┌─ Dataset extract

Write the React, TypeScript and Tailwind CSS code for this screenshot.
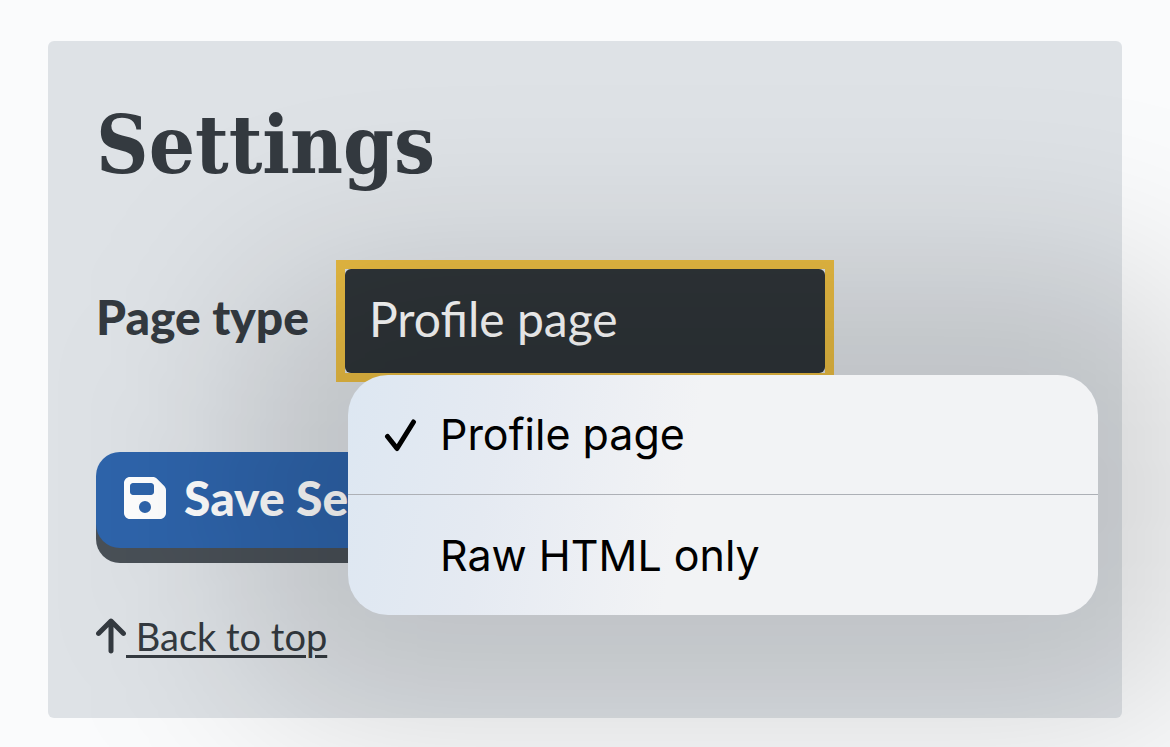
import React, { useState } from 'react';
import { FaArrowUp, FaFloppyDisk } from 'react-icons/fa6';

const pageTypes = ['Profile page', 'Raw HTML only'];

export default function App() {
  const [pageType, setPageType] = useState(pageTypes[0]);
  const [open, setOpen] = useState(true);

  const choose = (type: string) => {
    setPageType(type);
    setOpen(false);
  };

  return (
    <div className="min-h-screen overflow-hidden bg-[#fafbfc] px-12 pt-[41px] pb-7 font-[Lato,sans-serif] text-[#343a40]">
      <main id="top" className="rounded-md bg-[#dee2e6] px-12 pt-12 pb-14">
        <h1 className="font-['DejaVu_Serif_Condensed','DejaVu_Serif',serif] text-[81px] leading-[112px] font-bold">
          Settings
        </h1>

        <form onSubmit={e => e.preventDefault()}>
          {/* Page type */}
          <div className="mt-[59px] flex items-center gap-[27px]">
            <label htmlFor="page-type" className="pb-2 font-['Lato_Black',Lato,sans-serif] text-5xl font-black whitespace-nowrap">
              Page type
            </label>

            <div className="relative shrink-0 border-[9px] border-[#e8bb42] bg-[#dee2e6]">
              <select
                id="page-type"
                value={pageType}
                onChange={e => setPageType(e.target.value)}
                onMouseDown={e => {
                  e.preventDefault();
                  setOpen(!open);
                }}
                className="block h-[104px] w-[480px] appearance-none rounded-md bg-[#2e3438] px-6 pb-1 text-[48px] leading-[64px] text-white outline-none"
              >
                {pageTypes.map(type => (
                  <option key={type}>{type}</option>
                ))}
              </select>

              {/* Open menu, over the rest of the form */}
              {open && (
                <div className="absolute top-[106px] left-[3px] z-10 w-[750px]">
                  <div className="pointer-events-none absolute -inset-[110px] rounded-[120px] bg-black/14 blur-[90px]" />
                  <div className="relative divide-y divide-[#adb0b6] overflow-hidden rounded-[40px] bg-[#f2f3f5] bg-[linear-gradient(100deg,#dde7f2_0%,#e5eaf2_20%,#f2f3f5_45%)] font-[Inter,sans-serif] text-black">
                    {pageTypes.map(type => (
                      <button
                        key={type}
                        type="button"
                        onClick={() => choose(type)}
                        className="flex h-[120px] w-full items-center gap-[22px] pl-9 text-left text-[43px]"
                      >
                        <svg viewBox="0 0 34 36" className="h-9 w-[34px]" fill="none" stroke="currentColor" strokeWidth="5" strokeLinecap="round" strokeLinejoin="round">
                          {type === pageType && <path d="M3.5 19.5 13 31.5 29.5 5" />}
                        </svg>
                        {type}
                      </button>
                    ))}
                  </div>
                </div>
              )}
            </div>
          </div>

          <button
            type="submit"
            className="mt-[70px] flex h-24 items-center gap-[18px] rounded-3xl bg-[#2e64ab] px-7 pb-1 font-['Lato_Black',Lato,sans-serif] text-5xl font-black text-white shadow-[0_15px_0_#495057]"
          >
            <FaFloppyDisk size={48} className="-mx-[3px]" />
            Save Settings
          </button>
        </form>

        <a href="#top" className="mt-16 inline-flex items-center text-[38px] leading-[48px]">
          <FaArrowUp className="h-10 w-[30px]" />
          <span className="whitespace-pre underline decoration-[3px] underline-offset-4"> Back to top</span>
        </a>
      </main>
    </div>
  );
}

└─

Leave out the pictures and give the listing above again exactly.

Write the React, TypeScript and Tailwind CSS code for this screenshot.
import React, { useState } from 'react';
import { FaArrowUp, FaFloppyDisk } from 'react-icons/fa6';

const pageTypes = ['Profile page', 'Raw HTML only'];

export default function App() {
  const [pageType, setPageType] = useState(pageTypes[0]);
  const [open, setOpen] = useState(true);

  const choose = (type: string) => {
    setPageType(type);
    setOpen(false);
  };

  return (
    <div className="min-h-screen overflow-hidden bg-[#fafbfc] px-12 pt-[41px] pb-7 font-[Lato,sans-serif] text-[#343a40]">
      <main id="top" className="rounded-md bg-[#dee2e6] px-12 pt-12 pb-14">
        <h1 className="font-['DejaVu_Serif_Condensed','DejaVu_Serif',serif] text-[81px] leading-[112px] font-bold">
          Settings
        </h1>

        <form onSubmit={e => e.preventDefault()}>
          {/* Page type */}
          <div className="mt-[59px] flex items-center gap-[27px]">
            <label htmlFor="page-type" className="pb-2 font-['Lato_Black',Lato,sans-serif] text-5xl font-black whitespace-nowrap">
              Page type
            </label>

            <div className="relative shrink-0 border-[9px] border-[#e8bb42] bg-[#dee2e6]">
              <select
                id="page-type"
                value={pageType}
                onChange={e => setPageType(e.target.value)}
                onMouseDown={e => {
                  e.preventDefault();
                  setOpen(!open);
                }}
                className="block h-[104px] w-[480px] appearance-none rounded-md bg-[#2e3438] px-6 pb-1 text-[48px] leading-[64px] text-white outline-none"
              >
                {pageTypes.map(type => (
                  <option key={type}>{type}</option>
                ))}
              </select>

              {/* Open menu, over the rest of the form */}
              {open && (
                <div className="absolute top-[106px] left-[3px] z-10 w-[750px]">
                  <div className="pointer-events-none absolute -inset-[110px] rounded-[120px] bg-black/14 blur-[90px]" />
                  <div className="relative divide-y divide-[#adb0b6] overflow-hidden rounded-[40px] bg-[#f2f3f5] bg-[linear-gradient(100deg,#dde7f2_0%,#e5eaf2_20%,#f2f3f5_45%)] font-[Inter,sans-serif] text-black">
                    {pageTypes.map(type => (
                      <button
                        key={type}
                        type="button"
                        onClick={() => choose(type)}
                        className="flex h-[120px] w-full items-center gap-[22px] pl-9 text-left text-[43px]"
                      >
                        <svg viewBox="0 0 34 36" className="h-9 w-[34px]" fill="none" stroke="currentColor" strokeWidth="5" strokeLinecap="round" strokeLinejoin="round">
                          {type === pageType && <path d="M3.5 19.5 13 31.5 29.5 5" />}
                        </svg>
                        {type}
                      </button>
                    ))}
                  </div>
                </div>
              )}
            </div>
          </div>

          <button
            type="submit"
            className="mt-[70px] flex h-24 items-center gap-[18px] rounded-3xl bg-[#2e64ab] px-7 pb-1 font-['Lato_Black',Lato,sans-serif] text-5xl font-black text-white shadow-[0_15px_0_#495057]"
          >
            <FaFloppyDisk size={48} className="-mx-[3px]" />
            Save Settings
          </button>
        </form>

        <a href="#top" className="mt-16 inline-flex items-center text-[38px] leading-[48px]">
          <FaArrowUp className="h-10 w-[30px]" />
          <span className="whitespace-pre underline decoration-[3px] underline-offset-4"> Back to top</span>
        </a>
      </main>
    </div>
  );
}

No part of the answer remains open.